When the metro pulled up to the platform it was already full. As the doors opened, a few people exited and a mass of others tried to enter, although only a couple were successful in squeezing in before the doors closed. The doors closed and opened again several times, as various parts of people’s bodies, their clothing or their belongings were stuck in the door. Finally, once all the doors closed, the metro pulled away, packed to capacity.

This process repeated itself over and over. More and more people arrived on the platform and the metros arriving remained just as full. Each time the metro arrived, people exited at the same time as others tried to enter, pushing each other, those entering lifting their bags over their heads to take up less space.

No matter how close I got to the edge of the platform, I couldn’t manage to get into the metro. I got shoved and remained standing on the platform. It also felt very unsafe, as there were so many people behind me and packed in so tightly, I was afraid to get pushed onto the tracks below.

I was amazed by how calm most people remained. I guess if you do this every day it becomes a normal part of your commute. As it was my first time stuck in this rush hour traffic, I was very agitated, but, deciding that I was in no rush (and valued my life), I stood back against the wall and waited for the traffic to die down. Forty minutes later, the platform was just as full, as were the arriving metros. I decided I would try to enter again. I made my way, closer and closer, until I was right beside the edge of the platform. As the metro arrived and the doors opened, a women behind me tried to push in front of me to get into the metro. Realizing there was no other way to get into the metro, I pushed back (just a little, I promise), and got absorbed into the mass of people inside the metro. Holding my purse above the crowd, I stood, not needing to hold onto anything, as I was completely crammed between the other passengers.

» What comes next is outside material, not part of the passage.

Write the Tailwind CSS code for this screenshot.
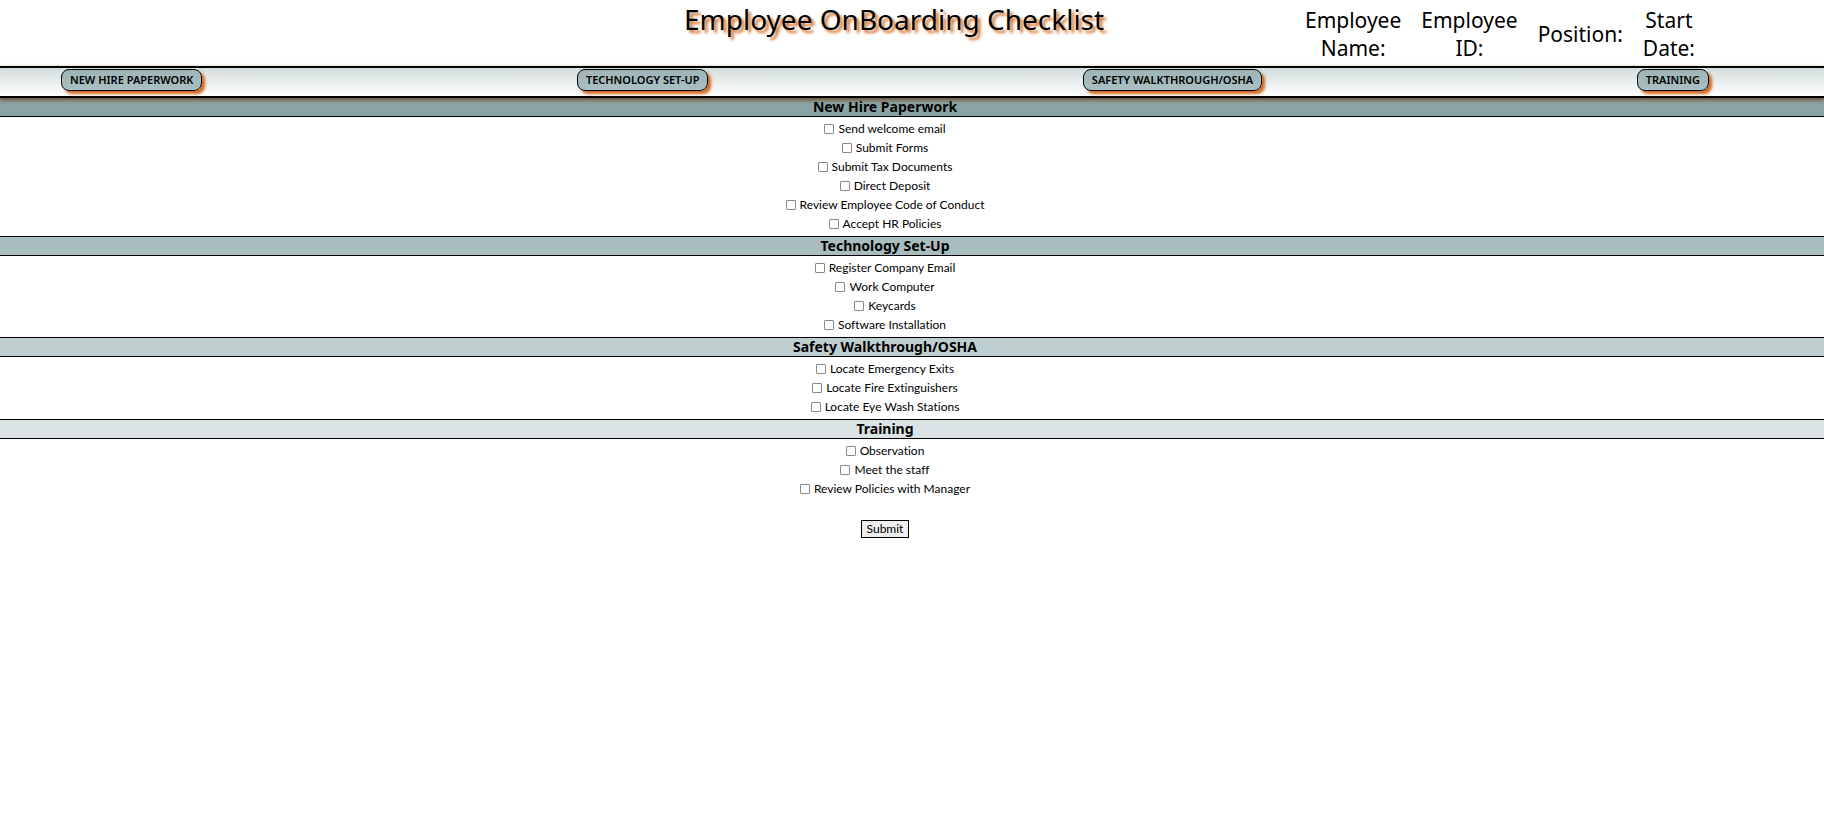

I rode the metro for a few stops before needing to change lines. Saying “Con permiso!” loudly and pushing my way towards the door, I emerged onto the platform and into the crowd of people walking in the station. The crowd was so thick, that I could only take small steps forward, following the signs and the people to the next platform. Luckily, this one was not as busy and I managed to get into the metro and arrive at my destination in just a few minutes. Emerging from the metro, I was desperate to get out of the crowd in the station and along Avenida Insurgentes. I walked quickly and entered my neighbourhood, making my way home. I arrived at my door and checked the time: It was after 8:00pm, over two hours had passed since I left my appointment in Las Lomas de Sante Fe.

Bref, I rode the metro in Mexico City.



Adventures in Mexico City: Being a woman in public space

A couple of weeks ago, I visited the Coyoacán neighbourhood of Mexico City and the Frida Kahlo museum, in typical tourist style. As I am still getting used to the city and applying to jobs, I have had some time to wander around and get to know the city.

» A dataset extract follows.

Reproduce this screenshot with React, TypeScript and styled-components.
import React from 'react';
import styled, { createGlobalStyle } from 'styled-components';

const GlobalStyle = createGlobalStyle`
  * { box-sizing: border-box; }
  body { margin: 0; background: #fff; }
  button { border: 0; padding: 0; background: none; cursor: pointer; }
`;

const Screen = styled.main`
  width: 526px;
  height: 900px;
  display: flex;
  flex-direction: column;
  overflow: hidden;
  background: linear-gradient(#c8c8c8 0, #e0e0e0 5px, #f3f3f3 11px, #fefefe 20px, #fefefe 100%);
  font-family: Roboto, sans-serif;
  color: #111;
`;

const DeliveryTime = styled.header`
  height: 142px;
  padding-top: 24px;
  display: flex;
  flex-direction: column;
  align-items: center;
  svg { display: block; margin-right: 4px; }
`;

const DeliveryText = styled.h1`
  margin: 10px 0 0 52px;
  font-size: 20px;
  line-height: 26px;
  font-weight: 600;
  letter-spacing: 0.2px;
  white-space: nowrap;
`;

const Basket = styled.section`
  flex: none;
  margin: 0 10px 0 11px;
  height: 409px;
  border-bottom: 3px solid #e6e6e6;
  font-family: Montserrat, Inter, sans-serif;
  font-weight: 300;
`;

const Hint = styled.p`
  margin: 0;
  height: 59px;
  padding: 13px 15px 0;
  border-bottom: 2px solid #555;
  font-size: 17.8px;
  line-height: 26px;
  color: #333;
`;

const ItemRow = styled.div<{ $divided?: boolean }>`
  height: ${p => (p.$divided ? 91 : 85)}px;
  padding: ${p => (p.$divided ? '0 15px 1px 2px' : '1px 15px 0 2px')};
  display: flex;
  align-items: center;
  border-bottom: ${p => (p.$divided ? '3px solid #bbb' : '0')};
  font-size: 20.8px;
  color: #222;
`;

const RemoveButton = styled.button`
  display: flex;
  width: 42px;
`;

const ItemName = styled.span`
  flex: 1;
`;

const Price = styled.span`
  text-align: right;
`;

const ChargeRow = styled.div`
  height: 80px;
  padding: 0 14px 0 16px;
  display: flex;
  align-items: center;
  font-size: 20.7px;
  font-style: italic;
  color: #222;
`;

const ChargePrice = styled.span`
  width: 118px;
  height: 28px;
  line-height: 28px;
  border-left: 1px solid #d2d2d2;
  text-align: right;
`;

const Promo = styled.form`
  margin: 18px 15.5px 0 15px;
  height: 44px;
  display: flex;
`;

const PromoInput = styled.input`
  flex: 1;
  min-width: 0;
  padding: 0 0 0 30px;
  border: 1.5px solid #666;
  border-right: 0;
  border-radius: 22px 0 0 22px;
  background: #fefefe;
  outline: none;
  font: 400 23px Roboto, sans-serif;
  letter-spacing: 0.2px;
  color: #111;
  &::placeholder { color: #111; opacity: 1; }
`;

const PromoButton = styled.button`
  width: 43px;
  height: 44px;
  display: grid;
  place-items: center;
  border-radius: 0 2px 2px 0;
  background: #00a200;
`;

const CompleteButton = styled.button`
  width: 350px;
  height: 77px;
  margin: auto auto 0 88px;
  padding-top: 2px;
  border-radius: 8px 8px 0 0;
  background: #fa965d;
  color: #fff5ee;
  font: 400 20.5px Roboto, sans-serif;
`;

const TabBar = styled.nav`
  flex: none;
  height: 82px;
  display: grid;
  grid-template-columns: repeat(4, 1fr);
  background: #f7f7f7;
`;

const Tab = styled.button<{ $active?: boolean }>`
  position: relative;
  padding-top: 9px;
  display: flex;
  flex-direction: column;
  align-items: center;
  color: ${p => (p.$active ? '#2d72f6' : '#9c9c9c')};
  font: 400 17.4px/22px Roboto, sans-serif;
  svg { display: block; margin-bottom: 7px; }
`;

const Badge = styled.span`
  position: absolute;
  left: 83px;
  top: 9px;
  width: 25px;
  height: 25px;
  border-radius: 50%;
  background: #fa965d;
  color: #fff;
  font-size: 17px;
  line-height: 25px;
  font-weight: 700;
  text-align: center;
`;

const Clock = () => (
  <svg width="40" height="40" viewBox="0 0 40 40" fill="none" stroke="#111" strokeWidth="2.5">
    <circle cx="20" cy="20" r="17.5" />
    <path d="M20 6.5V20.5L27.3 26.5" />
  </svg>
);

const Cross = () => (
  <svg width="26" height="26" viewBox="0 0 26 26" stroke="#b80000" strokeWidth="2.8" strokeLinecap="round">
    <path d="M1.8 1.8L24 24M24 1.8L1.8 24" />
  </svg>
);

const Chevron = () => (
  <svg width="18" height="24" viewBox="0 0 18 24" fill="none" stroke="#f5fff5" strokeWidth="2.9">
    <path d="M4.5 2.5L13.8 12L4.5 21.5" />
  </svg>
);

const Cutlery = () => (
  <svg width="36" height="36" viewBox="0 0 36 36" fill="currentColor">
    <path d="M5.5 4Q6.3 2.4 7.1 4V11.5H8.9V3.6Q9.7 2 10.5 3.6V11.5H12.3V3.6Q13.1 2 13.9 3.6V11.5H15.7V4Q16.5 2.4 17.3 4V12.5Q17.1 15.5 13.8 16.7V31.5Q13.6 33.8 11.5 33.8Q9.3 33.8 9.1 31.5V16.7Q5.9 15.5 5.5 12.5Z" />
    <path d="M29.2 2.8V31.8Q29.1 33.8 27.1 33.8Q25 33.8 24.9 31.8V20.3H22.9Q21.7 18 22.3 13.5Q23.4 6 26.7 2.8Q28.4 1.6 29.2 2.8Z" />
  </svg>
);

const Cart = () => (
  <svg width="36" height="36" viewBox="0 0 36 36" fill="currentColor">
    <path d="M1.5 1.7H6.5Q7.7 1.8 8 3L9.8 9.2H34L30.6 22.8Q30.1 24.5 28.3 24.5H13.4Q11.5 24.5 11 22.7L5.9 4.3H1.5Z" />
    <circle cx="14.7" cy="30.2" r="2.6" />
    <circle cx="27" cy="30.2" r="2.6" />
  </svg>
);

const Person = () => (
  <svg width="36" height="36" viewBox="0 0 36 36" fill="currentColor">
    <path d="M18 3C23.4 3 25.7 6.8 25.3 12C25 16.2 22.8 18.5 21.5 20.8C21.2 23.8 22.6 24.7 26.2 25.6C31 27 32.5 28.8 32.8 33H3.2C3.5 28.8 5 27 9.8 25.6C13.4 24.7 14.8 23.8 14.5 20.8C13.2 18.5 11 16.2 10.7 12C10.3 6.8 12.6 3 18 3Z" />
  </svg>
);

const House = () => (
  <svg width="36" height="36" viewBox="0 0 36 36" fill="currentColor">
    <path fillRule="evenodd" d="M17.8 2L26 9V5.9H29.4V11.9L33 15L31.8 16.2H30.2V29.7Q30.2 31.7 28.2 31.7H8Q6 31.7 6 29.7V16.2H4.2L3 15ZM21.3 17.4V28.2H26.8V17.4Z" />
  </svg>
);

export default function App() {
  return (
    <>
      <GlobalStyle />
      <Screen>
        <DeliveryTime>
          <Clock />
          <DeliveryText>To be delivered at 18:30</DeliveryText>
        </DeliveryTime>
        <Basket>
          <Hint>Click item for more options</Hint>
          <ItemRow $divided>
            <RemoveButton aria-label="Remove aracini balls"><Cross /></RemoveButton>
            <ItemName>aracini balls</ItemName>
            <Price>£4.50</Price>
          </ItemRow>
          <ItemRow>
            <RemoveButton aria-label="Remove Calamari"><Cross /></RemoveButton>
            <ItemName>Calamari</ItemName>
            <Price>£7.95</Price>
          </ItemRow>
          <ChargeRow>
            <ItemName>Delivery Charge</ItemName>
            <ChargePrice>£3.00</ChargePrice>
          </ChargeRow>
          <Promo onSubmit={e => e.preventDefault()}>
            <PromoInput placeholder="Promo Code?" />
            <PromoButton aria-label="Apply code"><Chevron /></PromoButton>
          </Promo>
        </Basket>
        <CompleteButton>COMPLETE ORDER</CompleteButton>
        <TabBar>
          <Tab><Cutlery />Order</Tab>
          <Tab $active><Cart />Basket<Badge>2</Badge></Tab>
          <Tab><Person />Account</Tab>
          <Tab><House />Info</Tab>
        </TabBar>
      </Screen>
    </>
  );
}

I realized something about Mexico City that week, that I had not noticed before, as I am usually with my boyfriend or other friends: Women are not supposed to be alone in public spaces. At least, this is how you are made to feel. Allow me to explain.

As I left the museum, I walked towards the city center of Coyoacán. I had already been to this neighbourhood and I knew where I was going; the center was less than 20 minutes by foot. However, I was asked many times by idling taxi drivers if I needed a lift. When I did not respond, thinking I didn’t speak Spanish, they asked me in English. I kept walking, explaining that I simply did not need a cab.

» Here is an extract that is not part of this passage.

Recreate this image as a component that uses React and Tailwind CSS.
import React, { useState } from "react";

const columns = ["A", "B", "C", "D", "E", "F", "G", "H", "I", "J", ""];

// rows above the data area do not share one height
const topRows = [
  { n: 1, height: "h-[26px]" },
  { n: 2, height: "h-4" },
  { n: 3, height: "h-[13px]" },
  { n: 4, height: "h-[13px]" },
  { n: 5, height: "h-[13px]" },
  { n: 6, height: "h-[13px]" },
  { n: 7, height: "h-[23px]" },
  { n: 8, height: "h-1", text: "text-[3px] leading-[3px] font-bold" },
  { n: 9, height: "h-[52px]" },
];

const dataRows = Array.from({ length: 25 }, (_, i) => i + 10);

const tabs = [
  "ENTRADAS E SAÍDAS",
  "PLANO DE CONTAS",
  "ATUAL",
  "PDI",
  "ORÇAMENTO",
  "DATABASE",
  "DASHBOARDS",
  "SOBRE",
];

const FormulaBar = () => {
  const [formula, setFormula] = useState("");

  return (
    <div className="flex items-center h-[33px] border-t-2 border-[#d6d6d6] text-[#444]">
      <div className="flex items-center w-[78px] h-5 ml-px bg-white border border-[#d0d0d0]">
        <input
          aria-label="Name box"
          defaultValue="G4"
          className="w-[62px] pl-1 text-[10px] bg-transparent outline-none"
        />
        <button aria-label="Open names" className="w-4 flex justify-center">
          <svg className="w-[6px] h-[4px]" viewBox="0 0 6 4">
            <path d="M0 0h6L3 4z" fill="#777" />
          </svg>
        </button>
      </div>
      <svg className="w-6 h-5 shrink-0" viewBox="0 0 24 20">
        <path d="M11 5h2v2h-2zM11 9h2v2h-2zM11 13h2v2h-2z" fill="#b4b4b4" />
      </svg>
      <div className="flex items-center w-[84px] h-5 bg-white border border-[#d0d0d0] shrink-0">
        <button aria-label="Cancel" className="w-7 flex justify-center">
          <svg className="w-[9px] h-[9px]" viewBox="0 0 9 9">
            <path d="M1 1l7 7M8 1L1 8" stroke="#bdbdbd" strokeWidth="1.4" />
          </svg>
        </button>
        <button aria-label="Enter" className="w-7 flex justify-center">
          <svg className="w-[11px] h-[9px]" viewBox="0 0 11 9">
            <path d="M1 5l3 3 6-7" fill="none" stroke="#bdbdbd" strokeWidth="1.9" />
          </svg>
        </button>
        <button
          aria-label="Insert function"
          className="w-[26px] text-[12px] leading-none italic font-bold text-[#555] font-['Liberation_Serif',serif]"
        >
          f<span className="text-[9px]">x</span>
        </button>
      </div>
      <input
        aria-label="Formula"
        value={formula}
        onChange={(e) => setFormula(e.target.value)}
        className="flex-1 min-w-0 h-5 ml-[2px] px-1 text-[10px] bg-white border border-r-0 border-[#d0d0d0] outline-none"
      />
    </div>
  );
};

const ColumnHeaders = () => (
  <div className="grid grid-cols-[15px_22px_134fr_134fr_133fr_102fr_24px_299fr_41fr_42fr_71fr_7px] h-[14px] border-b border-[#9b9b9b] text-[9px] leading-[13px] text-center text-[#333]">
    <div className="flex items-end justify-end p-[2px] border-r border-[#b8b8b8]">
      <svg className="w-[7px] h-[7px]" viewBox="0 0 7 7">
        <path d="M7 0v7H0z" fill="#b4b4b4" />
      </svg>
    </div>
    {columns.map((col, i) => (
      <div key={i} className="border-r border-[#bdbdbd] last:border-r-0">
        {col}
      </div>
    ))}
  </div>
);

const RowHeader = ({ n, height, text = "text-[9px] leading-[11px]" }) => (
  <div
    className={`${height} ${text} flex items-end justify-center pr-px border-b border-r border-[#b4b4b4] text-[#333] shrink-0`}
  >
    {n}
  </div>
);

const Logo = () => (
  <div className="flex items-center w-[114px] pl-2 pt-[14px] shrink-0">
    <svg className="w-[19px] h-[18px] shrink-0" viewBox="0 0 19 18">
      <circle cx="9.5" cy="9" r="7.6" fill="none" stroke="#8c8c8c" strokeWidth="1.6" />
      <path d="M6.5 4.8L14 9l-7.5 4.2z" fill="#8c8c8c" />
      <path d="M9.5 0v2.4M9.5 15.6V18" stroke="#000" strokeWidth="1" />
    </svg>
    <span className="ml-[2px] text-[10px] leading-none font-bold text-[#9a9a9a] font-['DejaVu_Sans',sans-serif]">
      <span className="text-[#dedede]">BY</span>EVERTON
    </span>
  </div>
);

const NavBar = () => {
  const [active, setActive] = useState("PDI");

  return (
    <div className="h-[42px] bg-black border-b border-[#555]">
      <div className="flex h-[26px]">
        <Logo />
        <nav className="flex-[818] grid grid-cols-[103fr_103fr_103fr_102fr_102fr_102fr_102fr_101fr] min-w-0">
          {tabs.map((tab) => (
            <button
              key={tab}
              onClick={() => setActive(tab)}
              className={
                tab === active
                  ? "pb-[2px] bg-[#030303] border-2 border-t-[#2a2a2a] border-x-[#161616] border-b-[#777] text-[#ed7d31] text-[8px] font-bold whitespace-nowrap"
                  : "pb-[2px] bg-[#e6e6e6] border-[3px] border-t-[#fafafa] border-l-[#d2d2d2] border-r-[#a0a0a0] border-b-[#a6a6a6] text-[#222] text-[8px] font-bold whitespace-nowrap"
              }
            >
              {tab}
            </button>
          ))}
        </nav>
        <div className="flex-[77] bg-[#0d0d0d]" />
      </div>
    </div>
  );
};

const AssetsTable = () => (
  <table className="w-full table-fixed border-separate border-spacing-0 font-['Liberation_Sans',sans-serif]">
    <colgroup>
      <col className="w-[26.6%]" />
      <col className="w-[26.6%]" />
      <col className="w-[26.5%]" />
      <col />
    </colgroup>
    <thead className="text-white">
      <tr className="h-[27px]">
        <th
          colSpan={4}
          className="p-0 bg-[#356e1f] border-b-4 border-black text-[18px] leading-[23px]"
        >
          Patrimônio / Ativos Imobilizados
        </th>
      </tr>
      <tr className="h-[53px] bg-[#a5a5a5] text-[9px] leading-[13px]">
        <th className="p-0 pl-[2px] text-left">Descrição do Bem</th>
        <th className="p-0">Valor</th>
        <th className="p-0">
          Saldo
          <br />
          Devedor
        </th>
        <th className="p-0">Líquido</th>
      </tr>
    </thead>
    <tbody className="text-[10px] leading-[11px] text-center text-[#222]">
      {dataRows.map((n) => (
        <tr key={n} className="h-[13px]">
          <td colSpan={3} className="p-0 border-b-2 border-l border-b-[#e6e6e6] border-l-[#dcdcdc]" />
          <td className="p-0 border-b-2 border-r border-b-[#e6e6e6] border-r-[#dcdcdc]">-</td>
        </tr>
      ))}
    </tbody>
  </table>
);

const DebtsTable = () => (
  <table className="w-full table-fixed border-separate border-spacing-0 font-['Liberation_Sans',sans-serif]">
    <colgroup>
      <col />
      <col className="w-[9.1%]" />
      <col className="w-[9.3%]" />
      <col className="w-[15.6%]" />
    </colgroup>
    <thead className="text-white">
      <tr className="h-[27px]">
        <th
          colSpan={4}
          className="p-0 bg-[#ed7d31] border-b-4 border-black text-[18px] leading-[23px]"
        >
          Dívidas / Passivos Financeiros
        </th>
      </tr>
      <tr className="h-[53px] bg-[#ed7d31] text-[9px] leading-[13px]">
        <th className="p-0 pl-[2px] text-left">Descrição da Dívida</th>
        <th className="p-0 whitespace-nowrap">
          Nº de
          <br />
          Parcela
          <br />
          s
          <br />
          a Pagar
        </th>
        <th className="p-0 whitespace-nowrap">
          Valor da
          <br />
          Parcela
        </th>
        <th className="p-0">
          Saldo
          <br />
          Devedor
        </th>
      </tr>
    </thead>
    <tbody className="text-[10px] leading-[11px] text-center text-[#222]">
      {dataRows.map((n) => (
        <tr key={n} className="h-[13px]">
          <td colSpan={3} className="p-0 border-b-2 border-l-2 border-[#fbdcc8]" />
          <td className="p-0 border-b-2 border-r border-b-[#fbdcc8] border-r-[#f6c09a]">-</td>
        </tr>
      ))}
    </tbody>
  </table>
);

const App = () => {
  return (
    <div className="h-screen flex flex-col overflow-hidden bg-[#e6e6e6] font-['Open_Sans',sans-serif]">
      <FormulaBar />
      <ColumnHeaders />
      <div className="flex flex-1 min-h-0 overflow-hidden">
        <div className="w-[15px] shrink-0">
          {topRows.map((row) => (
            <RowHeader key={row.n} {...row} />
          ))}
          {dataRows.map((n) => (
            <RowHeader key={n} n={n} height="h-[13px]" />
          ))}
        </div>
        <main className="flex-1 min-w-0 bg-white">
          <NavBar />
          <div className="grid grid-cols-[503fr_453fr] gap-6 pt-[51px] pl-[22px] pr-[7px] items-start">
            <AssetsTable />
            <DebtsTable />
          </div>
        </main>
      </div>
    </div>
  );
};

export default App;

Arriving in the main square of Coyoacán, I walked around and eventually went to eat in a nearby café. A small parenthesis here, but if you sit outside in cafés in Mexico City, you will be asked over and over again if you want gum, cigarettes or someone to read their poetry to you (no jokes). As I was sitting many musicians arrived, performed for a bit and left, asking for our “cooperation” (i.e. donation). I enjoy music, and I do not mind being offered things in the street, but it can be incessant, and as a woman by herself, it can be uncomfortable, as I am the easiest person to approach; it is much easier to approach a single person than a group.

After leaving the café, I decided to walk around the plaza and the park and sat down by myself on a bench. In the space of a few minutes, a man had come over to me. He was selling small bracelets and, exasperated, I said immediately that I was not interested. He got angry, saying that I should listen to him. I explained I just wanted to sit alone, quietly, I am sorry, but I am not interested. He got angrier, told me I was in Coyoacán and if I wanted to be alone I could go home, or back to my own country (Spain. Apparently I am from Spain. As a side note, I was slightly elated in this moment for him thinking I was Spanish and not noticing my accent).

He eventually left. In the moments after the encounter, I looked around me and realized that there were no other women alone in the plaza. It was not late, about 6pm. However, the park was full of small groups, couples, mothers and their children, and some men by themselves, but no women. There is a part of it that I enjoy: People do not sit alone, but rather carry out their daily activities with their family, friends and loved ones. However, as a women who is new to the city and who does not yet know many people, it can be uncomfortable, as I inevitably end up alone at times, but still want to experience the city.

I told a few people about this experience afterwards and they explained that it is perceived as harsh or aggressive to say “no” straight away in Mexico. This is especially true for women, who are expected to play along.

The square in Coyoacán is not the only place where it is an issue to be a woman. In Parque México there is a gang of adolescents who sell cupcakes. It seems benign at first, but it becomes very annoying if you regularly pass through the space. One day, when I said, “no, I am not hungry”, the boy responded, “qué linda!”, ironically, suggesting that I was being unfriendly. In addition, many streets in Mexico City are very poorly lit at night, making it very uncomfortable to walk alone. This does not only apply to women, but is especially relevant to them.

I think it is true to say that in many parts* of Mexico City, women cannot use the public realm in the same way that men can, and if they try, it is considered dangerous, or unfriendly. Dangerous, when she walks alone on poorly lit streets, and unfriendly, when she tries to sit alone in a public space and read, make a phone call or just be.

* This is not a rule. There are some spaces that I have felt comfortable in, and there are many men who respect women in the public realm. However, it happens often enough and for this reason I have decided to write about it.